Nous pouvons alors supposer qu’il existe bien une volonté bureaucratique (ou une obligation) de jouer de ce catastrophisme pour façonner “ l’opinion publique ”. Il a pour seul effet d’alarmer les masses dépossédées de tout ; c’est-à-dire de les inquiéter en leur faisant pressentir le danger, en les accablant face à un monde sur lequel elles n’ont plus prise. L’autre rôle que joue ce catastrophisme, et c’est pour cela que les décideurs, en plus de la crédibilité démocratique que pourrait donner un semblant de débat, laissent faire et encouragent même la critique, c’est de faire disparaître progressivement toute véhémence à son égard. L’habituation fait partie de cette nouvelle manière de gouverner un État dans une société qui se sent menacée. L’arbre des risques majeurs cache la forêt des contraintes sociales, humaines ou environnementales que ces technologies vont nous faire subir, nous font subir déjà, beaucoup moins spectaculaires mais pas moins aliénantes et bien réelles. Ces menaces permettent aussi de pouvoir jouer de la consolation : les masses régentées ne témoignent-elles pas de la gratitude envers leurs gouvernants lorsque ceux-ci ont su gérer les nuisances que la société industrielle, dont ils sont les promoteurs, a produites ?

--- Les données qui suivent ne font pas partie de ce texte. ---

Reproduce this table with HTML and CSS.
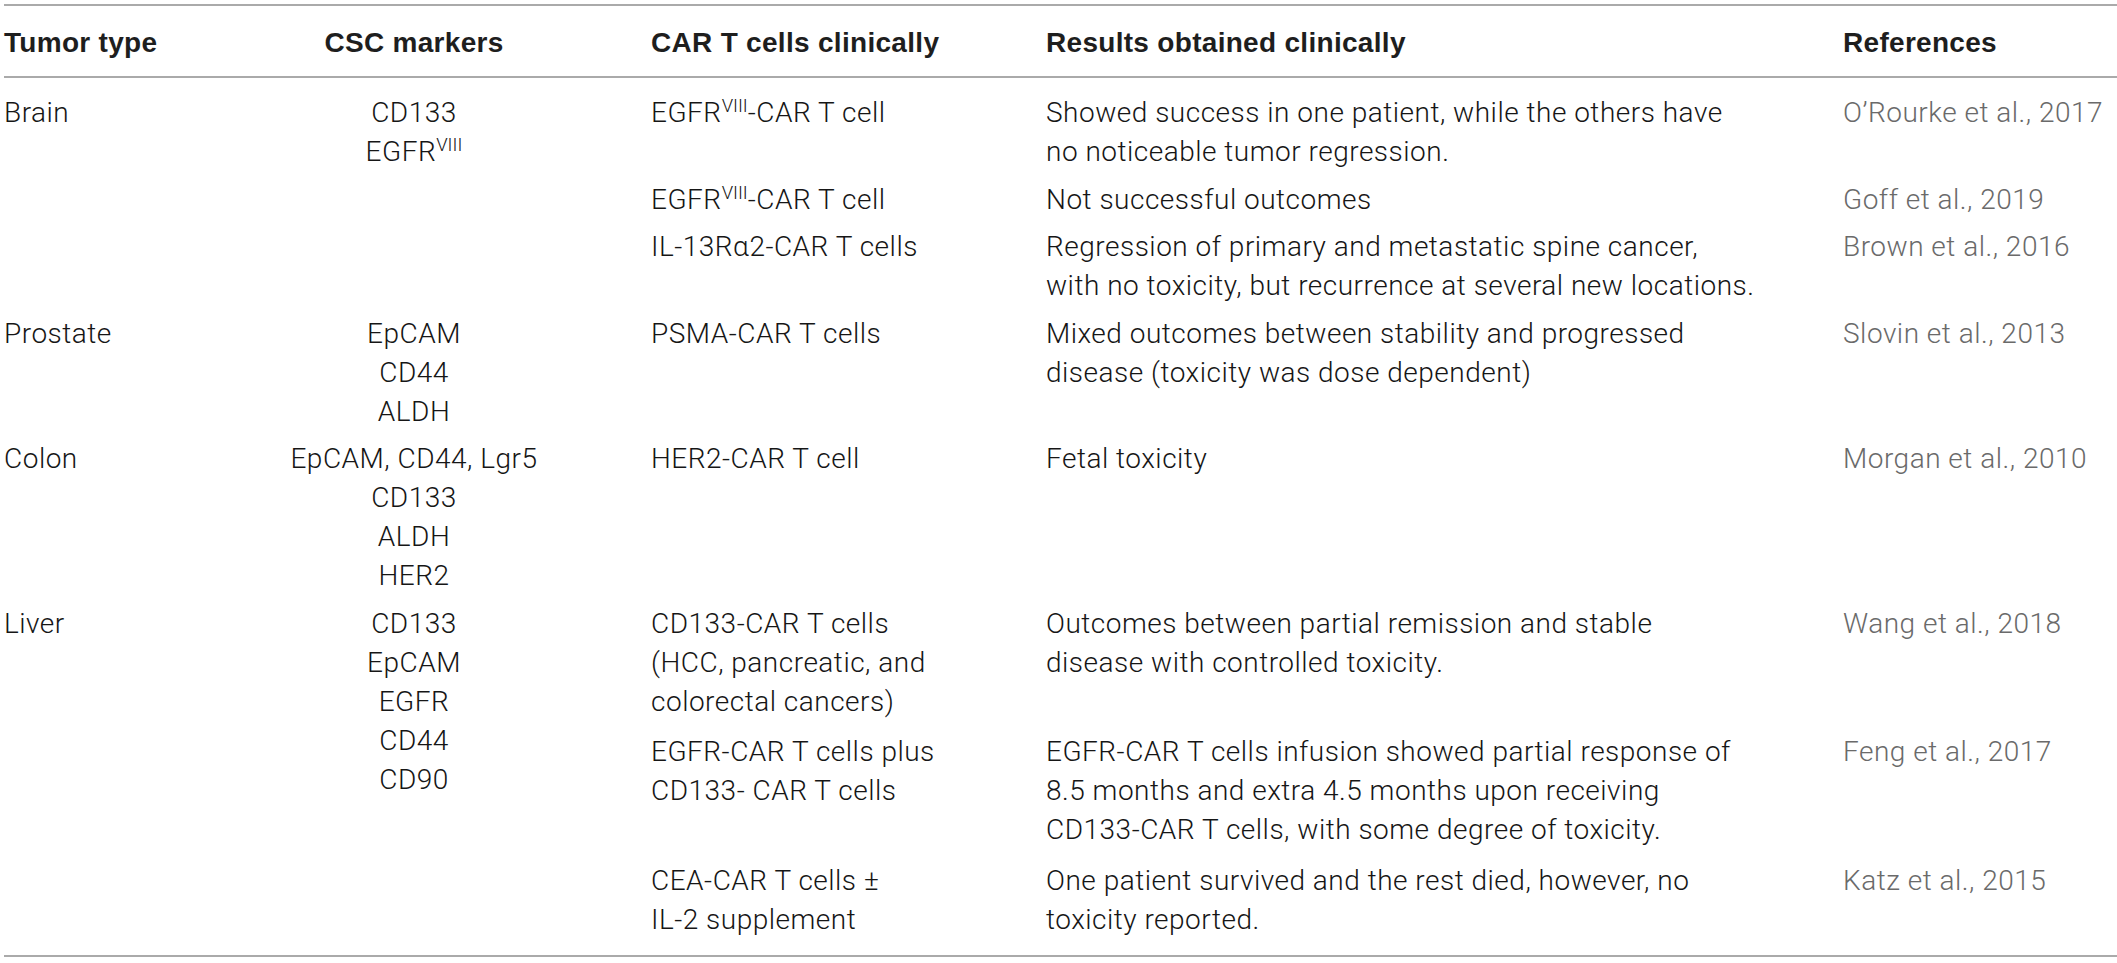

Les êtres humains garderont-ils le pouvoir sur la machine ? Rien n’est moins sûr. Le père fondateur de l’Intelligence artificielle, Alan Turing, était de ceux qui espéraient que les progrès de la technologie permettraient à la machine de dépasser le cerveau humain. Mais ce n’était, selon lui, pas tant les progrès de l’Intelligence artificielle qui permettraient ce résultat que la dégradation de la pensée humaine qu’il pressentait. À la question “ les machines peuvent-elles penser ? ”, Turing répondait en 1950 : “ Je crois que d’ici à la fin du siècle, l’emploi des mots et la culture générale auront été tellement altérés qu’on pourra, sans risquer d’être contredit, parler de machines qui pensent. ” Le développement des nanotechnologies imposera un monde plus aliénant que celui que l’on connaît. Comme Theodore Kaczynski le fait remarquer dans son manifeste , la société, scindée en une masse de gens qui conserveront un contrôle partiel de leur voiture ou de leur ordinateur personnel et une élite qui gérera les grands systèmes, permettra aux machines de prendre en charge davantage de tâches simples ; mais l’organisation sociale qui en émanera sera encore plus complexe et ne laissera au commun des mortels que très peu de liberté. Les exigences du système, de votre système, feront que les individus, s’ils ne veulent pas se retrouver marginalisés, “ auront besoin de plus en plus de formation, de plus en plus de compétences, et devront être de plus en plus fiables, “ formatés ” et dociles, car ils ressembleront de plus en plus aux cellules d’un organisme gigantesque. Leurs tâches deviendront de plus en plus spécialisées et leur travail sera, en un sens, sans contact avec le monde réel, parce que concentré sur une toute petite partie de la réalité. ” Quant à ceux qui ne voudraient ou ne pourraient s’adapter, ils resteront rivés à des tâches subalternes et des occupations toujours plus insignifiantes ; nous constatons déjà un nombre grandissant de tâches quotidiennes et ménagères que chacun exécutait sans y penser, pris en charge par de nouveaux “ professionnels des services ” ; nous constatons aussi que prolifèrent des professionnels du divertissement et des amuseurs en tous genres pour distraire la grande masse prolétarisée. Il n’est pas nécessaire d’insister sur le fait qu’une telle société ne se développera pas sans générer de nouveaux problèmes sociaux insolubles, la barbarie et le contrôle social corollaires.

Pour toutes ces raisons, Mesdames, Mesdemoiselles, Messieurs les nanocrates, nous ne vous saluons pas.